The Chicago team suggests that the new microcephalin allele may have
arisen in Eurasia or as the first modern humans emigrated from Africa
some 50,000 years ago. They note that the ASPM allele emerged about
the same time as the spread of agriculture in the Middle East 10,000
years ago and the emergence of the civilizations of the Middle East
some 5,000 years ago, but say that any connection is not yet clear.
Dr. Lahn said there might be a fair number of genes that affect the
size of the brain, each making a small difference yet one that can be
acted on by natural selection. "It's likely that different populations
would have a different makeup of these genes, so it may all come out
in the wash," he said. In other words, East Asians and Africans
probably have other brain-enhancing alleles, not yet discovered, that
have spread to high frequency in their populations.
He said he expected that more such allele differences between
populations would come to light, as have differences in patterns of
genetic disease. "I do think this kind of study is a harbinger for
what might become a rather controversial issue in human population
research," Dr. Lahn said. But he said his data and other such findings
"do not necessarily lead to prejudice for or against any particular
population."
A greater degree of concern was expressed by Francis S. Collins,
director of the National Human Genome Research Institute. Dr. Collins
said that even if the alleles were indeed under selection, it was
still far from clear why they had risen to high frequency, and that
"one should resist strongly the conclusion that it has to do with
brain size, because the selection could be operating on any other not
yet defined feature." He said he was worried about the way these
papers will be interpreted.
Sarah Tishkoff, a geneticist at the University of Maryland and a
co-author of both studies, said the statistical signature of selection
on the two genes was "one of the strongest that I've seen." But she,
like Dr. Collins, said that "we don't know what these alleles are
doing" and that specific tests were required to show that they in fact
influenced brain development or were selected for that reason.
Dr. Lahn acknowledges this point, writing in his article that "it
remains formally possible that an unrecognized function of
microcephalin outside of the brain is actually the substrate of
selection."
Another geneticist, David Goldstein of Duke University, said that the
new study was "very well done," but that "it is a real stretch to
argue for example that microcephalin is under selection and that that
selection must be related to brain size or cognitive function." The
gene could have risen to prominence through a random process known as
genetic drift, Dr.
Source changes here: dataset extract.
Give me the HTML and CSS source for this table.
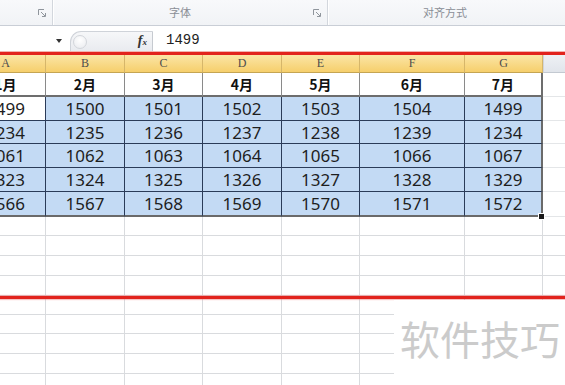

Goldstein said.
Richard Klein, an archaeologist who has proposed that modern human
behavior first appeared in Africa because of some genetic change that
promoted innovativeness, said the time of emergence of the
microcephalin allele "sounds like it could support my idea." If the
allele did support enhanced cognitive function, "it's hard to
understand why it didn't get fixed at 100 percent nearly everywhere,"
he said.
Dr. Klein suggested the allele might have spread for a different
reason, that as people colonizing East Asia and Europe pushed north,
they adapted to colder climates.
Commenting on critics' suggestions that the alleles could have spread
for reasons other than the effects on the brain, Dr. Lahn said he
thought such objections were in part scientifically based and in part
because of a reluctance to acknowledge that selection could affect a
trait as controversial as brain function.
The microcephalin and ASPM genes are known to be involved in
determining brain size and so far have no other known function, he
said. They are known to have been under strong selective pressure as
brain size increased from monkeys to humans, and the chances seem
"pretty good" the new alleles are continuing that, he said.
Dr. Lahn said he had tested Dr. Goldstein's idea of alleles' spreading
through drift and found it unlikely.